Flaxman (1755–1826) came from humble beginnings in England without much in the way of formal education. He began to draw and make models in his father's plaster moulding workshop and he read translations of the classics for a better understanding of the casting designs. His efforts attracted influential admirers who introduced him to other artists (including life-long close friend William Blake) and led to his enrolling in the Royal Academy at the age of fifteen where he received many awards, particularly for his sculptures.

Four years later, the great Josiah Wedgwood hired Flaxman as a modeller of medallions, portraits, friezes, vases and ornamental figurines that were being made from the newly fashionable jasperware and basaltware (which remain highly desirable objets d'art today). In his spare time Flaxman conducted a sideline business sculpting funerary monuments, a craft in which he excelled throughout his life. [His memorials grace the likes of Westminster Abbey, Chichester and St Paul's Cathedrals and culminated in his being appointed Professor of Sculpture at the Royal Academy in 1810.]

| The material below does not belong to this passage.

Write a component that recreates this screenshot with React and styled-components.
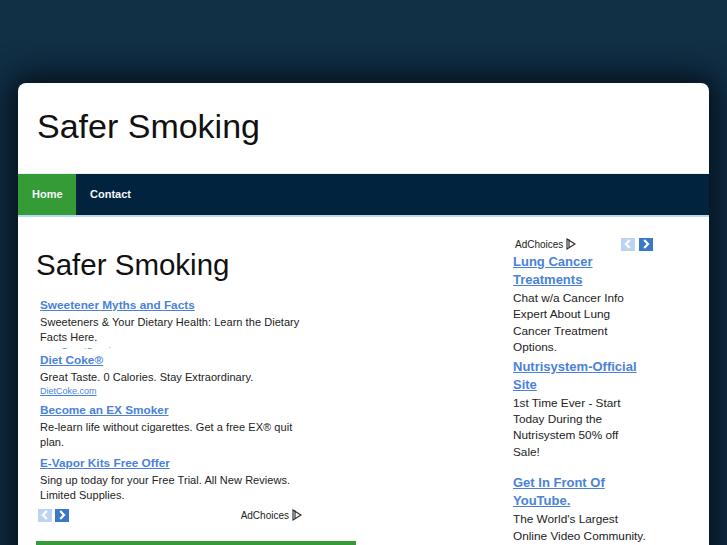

By 1787 Flaxman had established a modest reputation as a designer and sculptor and he went to Rome both to broaden his artistic education (vicariously shared with Blake, who was never able to make the trip) and to direct the local Wedgwood operation. His monumental sculpting continued unabated and indeed, generated sufficient commissions that he delayed returning to England for seven years.

Surviving sketchbooks attest to Flaxman's brilliance as a reductionist, with a great appetite for a wide range of stylistic influences which he drafted into simplistic classical forms. The Dante images above derive most specifically from ancient Greek vase motifs but beyond the antiquities, Flaxman was able to absorb elements from the Renaissance, Gothic art and Northern European schools, which were all equally refined and synthesised into his economical and delicate line drawings.

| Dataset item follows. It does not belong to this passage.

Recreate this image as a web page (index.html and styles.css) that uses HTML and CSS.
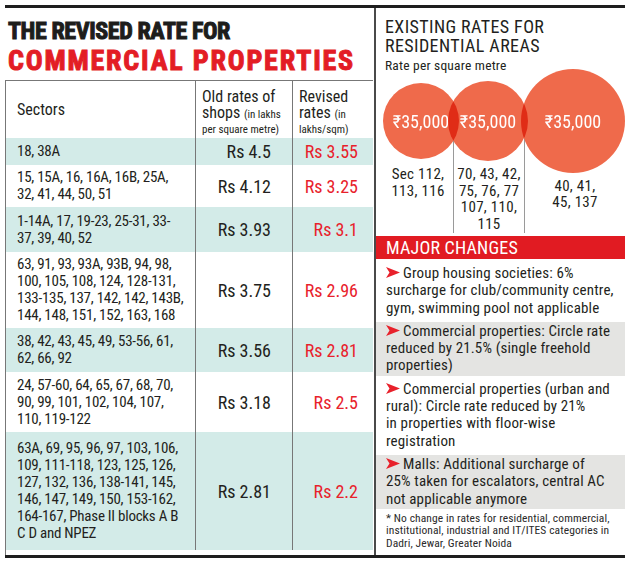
FILE: index.html
```html
<!DOCTYPE html>
<html>
<head>
<meta charset="utf-8">
<link rel="stylesheet" href="styles.css">
</head>
<body>
<div class="page">
  <div class="left">
    <h1 class="title">
      <span class="t1">THE REVISED RATE FOR</span>
      <span class="t2">COMMERCIAL PROPERTIES</span>
    </h1>
    <div class="table-wrap">
      <div class="table">
        <div class="cell c1 head">Sectors</div>
        <div class="cell c2 head hdr">
          <span class="hl">Old rates of</span>
          <span class="hl">shops <small>(in lakhs</small></span>
          <span class="hs">per square metre)</span>
        </div>
        <div class="cell c3 head hdr">
          <span class="hl">Revised</span>
          <span class="hl">rates <small>(in</small></span>
          <span class="hs">lakhs/sqm)</span>
        </div>

        <div class="cell c1 teal">18, 38A</div>
        <div class="cell c2 teal val">Rs 4.5</div>
        <div class="cell c3 teal val red">Rs 3.55</div>

        <div class="cell c1">15, 15A, 16, 16A, 16B, 25A,<br>32, 41, 44, 50, 51</div>
        <div class="cell c2 val">Rs 4.12</div>
        <div class="cell c3 val red">Rs 3.25</div>

        <div class="cell c1 teal">1-14A, 17, 19-23, 25-31, 33-<br>37, 39, 40, 52</div>
        <div class="cell c2 teal val">Rs 3.93</div>
        <div class="cell c3 teal val red">Rs 3.1</div>

        <div class="cell c1">63, 91, 93, 93A, 93B, 94, 98,<br>100, 105, 108, 124, 128-131,<br>133-135, 137, 142, 142, 143B,<br>144, 148, 151, 152, 163, 168</div>
        <div class="cell c2 val">Rs 3.75</div>
        <div class="cell c3 val red">Rs 2.96</div>

        <div class="cell c1 teal">38, 42, 43, 45, 49, 53-56, 61,<br>62, 66, 92</div>
        <div class="cell c2 teal val">Rs 3.56</div>
        <div class="cell c3 teal val red">Rs 2.81</div>

        <div class="cell c1">24, 57-60, 64, 65, 67, 68, 70,<br>90, 99, 101, 102, 104, 107,<br>110, 119-122</div>
        <div class="cell c2 val">Rs 3.18</div>
        <div class="cell c3 val red">Rs 2.5</div>

        <div class="cell c1 teal">63A, 69, 95, 96, 97, 103, 106,<br>109, 111-118, 123, 125, 126,<br>127, 132, 136, 138-141, 145,<br>146, 147, 149, 150, 153-162,<br>164-167, Phase II blocks A B<br>C D and NPEZ</div>
        <div class="cell c2 teal val">Rs 2.81</div>
        <div class="cell c3 teal val red">Rs 2.2</div>
      </div>
    </div>
  </div>

  <div class="right">
    <h2 class="rhead">EXISTING RATES FOR<br>RESIDENTIAL AREAS</h2>
    <div class="sub">Rate per square metre</div>
    <div class="circles">
      <div class="circle ca">₹35,000</div>
      <div class="circle cb">₹35,000</div>
      <div class="circle cc">₹35,000</div>
    </div>
    <div class="labels">
      <div class="lab la">Sec 112,<br>113, 116</div>
      <div class="lab lb">70, 43, 42,<br>75, 76, 77<br>107, 110,<br>115</div>
      <div class="lab lc">40, 41,<br>45, 137</div>
    </div>
    <div class="bar">MAJOR CHANGES</div>
    <ul class="changes">
      <li class="item"><svg class="arrow" viewBox="0 0 14 11" width="14" height="11"><polygon points="0,0 14,5.5 0,11 3.5,5.5"/></svg>Group housing societies: 6%<br>surcharge for club/community centre,<br>gym, swimming pool not applicable</li>
      <li class="item grey"><svg class="arrow" viewBox="0 0 14 11" width="14" height="11"><polygon points="0,0 14,5.5 0,11 3.5,5.5"/></svg>Commercial properties: Circle rate<br>reduced by 21.5% (single freehold<br>properties)</li>
      <li class="item"><svg class="arrow" viewBox="0 0 14 11" width="14" height="11"><polygon points="0,0 14,5.5 0,11 3.5,5.5"/></svg>Commercial properties (urban and<br>rural): Circle rate reduced by 21%<br>in properties with floor-wise<br>registration</li>
      <li class="item grey"><svg class="arrow" viewBox="0 0 14 11" width="14" height="11"><polygon points="0,0 14,5.5 0,11 3.5,5.5"/></svg>Malls: Additional surcharge of<br>25% taken for escalators, central AC<br>not applicable anymore</li>
    </ul>
    <p class="note">* No change in rates for residential, commercial,<br>institutional, industrial and IT/ITES categories in<br>Dadri, Jewar, Greater Noida</p>
  </div>
</div>
</body>
</html>
```
FILE: styles.css
```css
* { box-sizing: border-box; }
html, body { margin: 0; padding: 0; background: #fff; }
body {
  font-family: "Liberation Sans Narrow", "Roboto Condensed", "DejaVu Sans Condensed", sans-serif;
  color: #231f20;
}
.page {
  width: 620px;
  height: 553px;
  margin: 5px 0 0 5px;
  border-top: 3px solid #1e1e1e;
  border-bottom: 3px solid #1e1e1e;
  display: flex;
}
.left {
  width: 371px;
  display: flex;
  flex-direction: column;
}
.title {
  margin: 10px 0 0 3px;
  font-weight: 700;
}
.t1 {
  display: block;
  font-size: 24px;
  line-height: 26px;
  letter-spacing: -0.4px;
  color: #1d1d1b;
  -webkit-text-stroke: 1px #1d1d1b;
}
.t2 {
  display: block;
  margin-top: 2px;
  font-size: 28px;
  line-height: 30px;
  letter-spacing: 1.8px;
  color: #e31d25;
  -webkit-text-stroke: 1px #e31d25;
}
.table-wrap {
  flex: 1;
  margin-top: 4px;
  width: 368px;
  border-left: 1px solid #777;
  border-top: 1px solid #777;
}
.table {
  display: grid;
  grid-template-columns: 189px 97px 81px;
  grid-template-rows: 57px 27px 42px 45px 76px 44px 60px 118px;
}
.cell {
  display: flex;
  align-items: center;
  font-size: 15px;
  line-height: 17px;
}
.c1 { padding-left: 11px; letter-spacing: -0.25px; }
.c2, .c3 { border-left: 1px solid #777; }
.teal { background: #d3ebe8; }
.head.c1 { font-size: 16px; letter-spacing: 0; }
.hdr {
  flex-direction: column;
  align-items: flex-start;
  justify-content: flex-start;
  padding: 8px 0 0 6px;
}
.hl { display: block; font-size: 16px; line-height: 16px; }
.hl small { font-size: 11px; }
.hs { display: block; font-size: 11px; line-height: 13px; }
.val {
  justify-content: flex-end;
  font-size: 18px;
}
.c2.val { padding-right: 21px; }
.c3.val { padding-right: 15px; }
.red { color: #e8212b; }

.right {
  flex: 1;
  border-left: 2px solid #4a4a4a;
  padding: 0 0 0 9px;
  display: flex;
  flex-direction: column;
}
.rhead {
  margin: 10px 0 0 0;
  font-size: 18px;
  line-height: 18.5px;
  font-weight: 400;
  letter-spacing: 0.4px;
}
.sub {
  margin-top: 2px;
  font-size: 13.5px;
  line-height: 16px;
  letter-spacing: 0.2px;
}
.circles {
  display: flex;
  align-items: center;
  margin: -4px 0 0 -2px;
  height: 104px;
  isolation: isolate;
  position: relative;
  z-index: 1;
}
.circle {
  flex: none;
  border-radius: 50%;
  background: #ef6a4b;
  mix-blend-mode: multiply;
  color: #fff;
  display: flex;
  align-items: center;
  justify-content: center;
  font-size: 18px;
}
.ca { width: 76px; height: 76px; }
.cb { width: 80px; height: 80px; margin-left: -11px; }
.cc { width: 104px; height: 104px; margin-left: -7px; }
.labels {
  display: flex;
  margin: -40px 0 0 -2px;
  height: 100px;
  font-size: 15px;
  line-height: 16.5px;
  text-align: center;
  letter-spacing: 0.3px;
}
.lab { padding-top: 33px; }
.la { width: 70px; }
.lb { width: 72px; border-left: 1px solid #9a9a9a; border-right: 1px solid #9a9a9a; }
.lc { flex: 1; display: flex; align-items: center; justify-content: center; padding-top: 22px; }
.bar {
  margin: 3px 0 0 -9px;
  height: 23px;
  background: #e11b22;
  color: #fff;
  font-size: 18px;
  line-height: 23px;
  padding-left: 10px;
  letter-spacing: 0.2px;
}
.changes {
  list-style: none;
  margin: 5px 0 0 -9px;
  padding: 0;
  display: flex;
  flex-direction: column;
  gap: 4px;
}
.item {
  padding: 1px 0 1px 10px;
  font-size: 15px;
  line-height: 17.3px;
  letter-spacing: 0.15px;
  white-space: nowrap;
}
.grey { background: #e4e4e2; }
.arrow {
  fill: #e8212b;
  margin-right: 3px;
}
.note {
  margin: 3px 0 0 1px;
  font-size: 11.5px;
  line-height: 12.5px;
  letter-spacing: 0.1px;
  color: #2a2a2a;
  white-space: nowrap;
}
```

"For him this was the essence of formal as well as moral purity - a host of totally different works of art, gathered en route and transposed almost casually into identical sterile patterns - from prototype into stereotype." ('John Flaxman and Francisco Goya: Infernos Transcribed' by Sarah Symmons IN: The Burlington Magazine, 1971. V.113 No.82)
The ninety-nine illustrations produced by Flaxman for Dante's 'La Divina Commedia' (The Divine Comedy) equate to a drawing for each Canto in each of the three sections of the epic poem - Inferno, Purgatorio and Paradiso - and were first released in book form in 1793. [The great majority of the example images above are from the Inferno (of course!) - mouseover for titles]

The illustration series (engraved by Tommaso Piroli) brought Flaxman widespread fame and transformed him into the leading British neoclassical artist of the day. The influence upon the European artistic community was immediate and profound. There was an enthusiasm for the classical form - (Blake expressed it this way: "the purpose for which alone I live, which is ... to renew the lost Art of the Greeks") - and Flaxman's spare graphic approach was new and innovative and widely respected. Artists such as Fuseli, Philip Otto Runge, Girodet-Trioson, David and Ingres, Blake (of course) and Goya all found inspiration and many were moved to emulate (Goya virtually copied one scene*) the Flaxman style.

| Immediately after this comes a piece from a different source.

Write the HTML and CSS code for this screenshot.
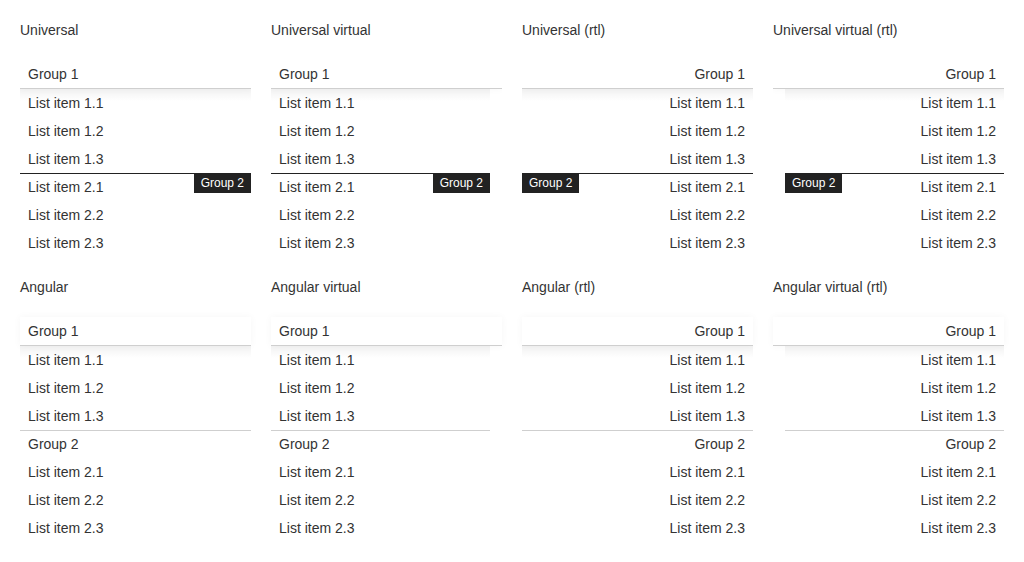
FILE: index.html
```html
<!DOCTYPE html>
<html>
<head>
<meta charset="utf-8">
<link rel="stylesheet" href="styles.css">
</head>
<body>
<div class="page">
  <section class="demo">
    <div class="demo-title">Universal</div>
    <div class="list list--clip">
      <div class="group-header">Group 1</div>
      <div class="body">
        <div class="item">List item 1.1</div>
        <div class="item">List item 1.2</div>
        <div class="item">List item 1.3</div>
        <div class="sticky-line"><span class="badge">Group 2</span></div>
        <div class="item">List item 2.1</div>
        <div class="item">List item 2.2</div>
        <div class="item">List item 2.3</div>
      </div>
    </div>
  </section>
  <section class="demo">
    <div class="demo-title">Universal virtual</div>
    <div class="list list--clip list--virtual">
      <div class="group-header">Group 1</div>
      <div class="body">
        <div class="item">List item 1.1</div>
        <div class="item">List item 1.2</div>
        <div class="item">List item 1.3</div>
        <div class="sticky-line"><span class="badge">Group 2</span></div>
        <div class="item">List item 2.1</div>
        <div class="item">List item 2.2</div>
        <div class="item">List item 2.3</div>
      </div>
    </div>
  </section>
  <section class="demo">
    <div class="demo-title">Universal (rtl)</div>
    <div class="list list--clip list--rtl" dir="rtl">
      <div class="group-header">Group 1</div>
      <div class="body">
        <div class="item">List item 1.1</div>
        <div class="item">List item 1.2</div>
        <div class="item">List item 1.3</div>
        <div class="sticky-line"><span class="badge">Group 2</span></div>
        <div class="item">List item 2.1</div>
        <div class="item">List item 2.2</div>
        <div class="item">List item 2.3</div>
      </div>
    </div>
  </section>
  <section class="demo">
    <div class="demo-title">Universal virtual (rtl)</div>
    <div class="list list--clip list--virtual list--rtl" dir="rtl">
      <div class="group-header">Group 1</div>
      <div class="body">
        <div class="item">List item 1.1</div>
        <div class="item">List item 1.2</div>
        <div class="item">List item 1.3</div>
        <div class="sticky-line"><span class="badge">Group 2</span></div>
        <div class="item">List item 2.1</div>
        <div class="item">List item 2.2</div>
        <div class="item">List item 2.3</div>
      </div>
    </div>
  </section>

  <section class="demo">
    <div class="demo-title">Angular</div>
    <div class="list">
      <div class="group-header">Group 1</div>
      <div class="body">
        <div class="item">List item 1.1</div>
        <div class="item">List item 1.2</div>
        <div class="item">List item 1.3</div>
        <div class="group-row">Group 2</div>
        <div class="item">List item 2.1</div>
        <div class="item">List item 2.2</div>
        <div class="item">List item 2.3</div>
      </div>
    </div>
  </section>
  <section class="demo">
    <div class="demo-title">Angular virtual</div>
    <div class="list list--virtual">
      <div class="group-header">Group 1</div>
      <div class="body">
        <div class="item">List item 1.1</div>
        <div class="item">List item 1.2</div>
        <div class="item">List item 1.3</div>
        <div class="group-row">Group 2</div>
        <div class="item">List item 2.1</div>
        <div class="item">List item 2.2</div>
        <div class="item">List item 2.3</div>
      </div>
    </div>
  </section>
  <section class="demo">
    <div class="demo-title">Angular (rtl)</div>
    <div class="list list--rtl" dir="rtl">
      <div class="group-header">Group 1</div>
      <div class="body">
        <div class="item">List item 1.1</div>
        <div class="item">List item 1.2</div>
        <div class="item">List item 1.3</div>
        <div class="group-row">Group 2</div>
        <div class="item">List item 2.1</div>
        <div class="item">List item 2.2</div>
        <div class="item">List item 2.3</div>
      </div>
    </div>
  </section>
  <section class="demo">
    <div class="demo-title">Angular virtual (rtl)</div>
    <div class="list list--virtual list--rtl" dir="rtl">
      <div class="group-header">Group 1</div>
      <div class="body">
        <div class="item">List item 1.1</div>
        <div class="item">List item 1.2</div>
        <div class="item">List item 1.3</div>
        <div class="group-row">Group 2</div>
        <div class="item">List item 2.1</div>
        <div class="item">List item 2.2</div>
        <div class="item">List item 2.3</div>
      </div>
    </div>
  </section>
</div>
</body>
</html>
```

FILE: styles.css
```css
* { box-sizing: border-box; }

html, body {
  margin: 0;
  padding: 0;
  background: #fff;
}

body {
  font-family: "Liberation Sans", Arial, sans-serif;
  font-size: 14px;
  color: #333;
}

.page {
  display: grid;
  grid-template-columns: repeat(4, 231px);
  column-gap: 20px;
  row-gap: 20px;
  padding: 20px;
  align-items: start;
}

.demo {
  display: flex;
  flex-direction: column;
  gap: 20px;
}

.demo-title {
  height: 20px;
  line-height: 20px;
}

.list {
  position: relative;
}

.list--clip {
  height: 197px;
  overflow: hidden;
}

.group-header {
  position: relative;
  z-index: 2;
  height: 29px;
  line-height: 28px;
  padding: 0 8px;
  background: #fff;
  border-bottom: 1px solid #cfcfcf;
  box-shadow: 0 0 8px rgba(0, 0, 0, 0.04);
}

.body {
  position: relative;
}

.list--virtual .body {
  margin-right: 12px;
}

.list--virtual.list--rtl .body {
  margin-right: 0;
  margin-left: 12px;
}

.body::before {
  content: "";
  position: absolute;
  top: 0;
  left: 0;
  right: 0;
  height: 12px;
  background: linear-gradient(rgba(0, 0, 0, 0.05), rgba(0, 0, 0, 0));
  pointer-events: none;
}

.item {
  height: 28px;
  line-height: 28px;
  padding: 0 8px;
}

.group-row {
  height: 28px;
  line-height: 26px;
  padding: 0 8px;
  border-top: 1px solid #cfcfcf;
}

.sticky-line {
  position: relative;
  z-index: 3;
  height: 1px;
  margin-bottom: -1px;
  background: #222;
}

.badge {
  position: absolute;
  top: 0;
  right: 0;
  height: 20px;
  line-height: 21px;
  padding: 0 7px;
  font-size: 12px;
  color: #fff;
  background: #222;
  white-space: nowrap;
}

.list--rtl .badge {
  right: auto;
  left: 0;
}
```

A longer lasting effect among young and developing artists came about because Flaxman's illustration book(s) were both affordable (as opposed to the classical pattern books recommended by the purists) and proved popular because "[t]heir bland, non-committal simplicity made them a series of formal exercises suggesting endless possibility."

It took me a while before I decided I liked this illustration series. As occasionally happens, delving into the background and becoming intrigued by the contemporary significance made me return to look at the images a bit more closely. I'm not necessarily a great fan of clipart neoclassical art but I can still appreciate its impact and role in art history. I also appreciate the monsters.


J M said...

One of the latest attempts to illustrate La Divina Comedia is Miquel Barceló's, using watercolours.
There is a beautiful edition by Circulo de Lectores in Spain, in three volumes (Hell, Purgatory, Heaven).
More information and images here:

J M said...

Oops the url is incomplete:
this is the correct one.

peacay said...

Thanks Joan, that's a great series. Too bad the images are small - same for the Dali series. Microscope needed!

Elatia Harris said...

These are beautiful -- the fluency with which the line weight varies, esp. If you didn't know whose they were and what era they came from, it would be interesting to guess. Thanks!

Andreas said...

You all should also have a look at these marvelous older illustrations:

peacay said...

Elatia, I guessed 1895 when I saw them. True.

Thanks Andreas, I was looking at those yesterday. This one is fantastic.

Karla said...

My god, I guess I really am an art historian now... the whole way down the post I kept saying "That looks like Flaxman."

It's kind of scary when I recognize people like Flaxman at first glance. I don't suppose I've seen more than a couple of his drawings before now, either.